M. INTERPRETATION. Unless otherwise indicated in writing, only the English language version of these terms and conditions of purchase shall be authoritative. A French language version of these terms and conditions of purchase is a courtesy translation of the English original.

N. BINDING EFFECT. This Agreement will be a binding obligation of the successors and permitted assigns of each party.

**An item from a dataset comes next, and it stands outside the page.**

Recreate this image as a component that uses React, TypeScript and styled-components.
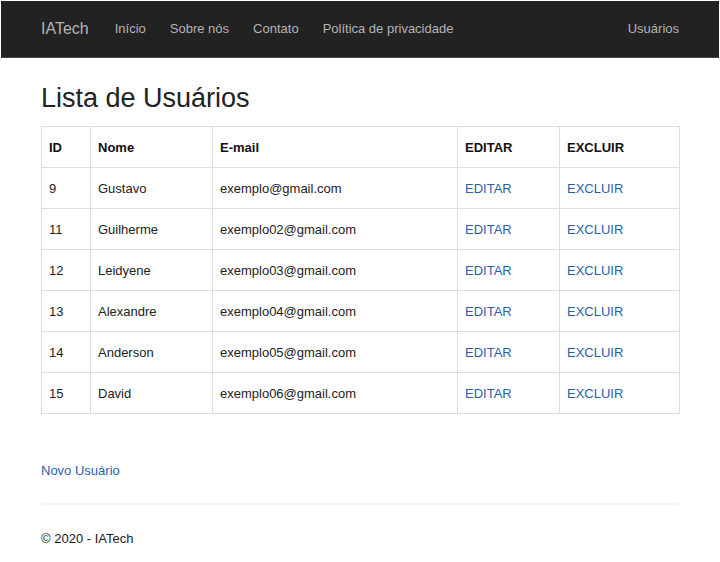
import React from "react";
import styled, { createGlobalStyle } from "styled-components";

const GlobalStyle = createGlobalStyle`
  *, *::before, *::after { box-sizing: border-box; }
  body {
    margin: 0;
    background: #fff;
    color: #222;
    font: 13px/24px "Liberation Sans", Arial, sans-serif;
  }
  a { text-decoration: none; }
`;

const Navbar = styled.nav`
  display: flex;
  align-items: center;
  gap: 26px;
  min-height: 57px;
  margin: 1px 1px 0;
  padding: 0 40px;
  background: #222;
  border-bottom: 1px solid #4a4648;
`;

const Brand = styled.a`
  color: #b4b4b4;
  font-size: 16px;
`;

const NavList = styled.ul`
  display: flex;
  flex: 1;
  gap: 24px;
  margin: 0;
  padding: 0;
  list-style: none;
`;

const NavItem = styled.li<{ $end?: boolean }>`
  margin-left: ${({ $end }) => ($end ? "auto" : "0")};
`;

const NavLink = styled.a`
  color: #b4b4b4;
`;

const Container = styled.div`
  padding: 0 41px;
`;

const Title = styled.h2`
  margin: 20px 0 8px;
  font-size: 27px;
  line-height: 40px;
  font-weight: 400;
`;

const Table = styled.table`
  width: 100%;
  table-layout: fixed;
  border-collapse: collapse;
`;

const Column = styled.col<{ $width: number }>`
  width: ${({ $width }) => $width}px;
`;

const HeadCell = styled.th`
  padding: 9px 7px 7px;
  border: 1px solid #ddd;
  color: #111;
  text-align: left;
`;

const Cell = styled.td`
  padding: 9px 7px 7px;
  border: 1px solid #ddd;
`;

const Link = styled.a`
  color: #2a5fa8;
`;

const Actions = styled.p`
  margin: 45px 0 20px;
`;

const Footer = styled.footer`
  padding: 22px 0 12px;
  border-top: 2px solid #f6f6f6;
`;

const columns = [
  { label: "ID", width: 49 },
  { label: "Nome", width: 122 },
  { label: "E-mail", width: 245 },
  { label: "EDITAR", width: 102 },
  { label: "EXCLUIR", width: 120 },
];

const users = [
  { id: 9, name: "Gustavo", email: "exemplo@gmail.com" },
  { id: 11, name: "Guilherme", email: "exemplo02@gmail.com" },
  { id: 12, name: "Leidyene", email: "exemplo03@gmail.com" },
  { id: 13, name: "Alexandre", email: "exemplo04@gmail.com" },
  { id: 14, name: "Anderson", email: "exemplo05@gmail.com" },
  { id: 15, name: "David", email: "exemplo06@gmail.com" },
];

const pages = ["Início", "Sobre nós", "Contato", "Política de privacidade"];

export default function App() {
  return (
    <>
      <GlobalStyle />
      <Navbar>
        <Brand href="#">IATech</Brand>
        <NavList>
          {pages.map((page) => (
            <NavItem key={page}>
              <NavLink href="#">{page}</NavLink>
            </NavItem>
          ))}
          <NavItem $end>
            <NavLink href="#">Usuários</NavLink>
          </NavItem>
        </NavList>
      </Navbar>
      <Container>
        <main>
          <Title>Lista de Usuários</Title>
          <Table>
            <colgroup>
              {columns.map((column) => (
                <Column key={column.label} $width={column.width} />
              ))}
            </colgroup>
            <thead>
              <tr>
                {columns.map((column) => (
                  <HeadCell key={column.label} scope="col">
                    {column.label}
                  </HeadCell>
                ))}
              </tr>
            </thead>
            <tbody>
              {users.map((user) => (
                <tr key={user.id}>
                  <Cell>{user.id}</Cell>
                  <Cell>{user.name}</Cell>
                  <Cell>{user.email}</Cell>
                  <Cell>
                    <Link href="#">EDITAR</Link>
                  </Cell>
                  <Cell>
                    <Link href="#">EXCLUIR</Link>
                  </Cell>
                </tr>
              ))}
            </tbody>
          </Table>
          <Actions>
            <Link href="#">Novo Usuário</Link>
          </Actions>
        </main>
        <Footer>© 2020 - IATech</Footer>
      </Container>
    </>
  );
}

O. ENTIRE AGREEMENT. The Agreement between the parties consists of the Purchase Order, these Standard Terms and Conditions of Purchase, and any other attachments, exhibits and documents identified on the Purchase Order. This Agreement represents the entire agreement between the parties relating to the subject matter hereof, and shall supersede any other agreements, whether written or oral. There are no understandings, representations, or warranties of any kind except as expressly set forth herein. If there is a conflict between the terms and conditions set forth in the Purchase Order or in these Standard Terms and Conditions of Purchase and the terms and conditions contained in any exhibit or attachment, the documents will be controlling in the following order: (a) the Purchase Order; (b) these Standard Terms and Conditions of Purchase; and (c) the exhibit/attachment. Any terms and conditions set forth in any Supplier form, or any other correspondence from Supplier, that are in addition to, inconsistent with, or in conflict with, this Agreement will be of no force or effect.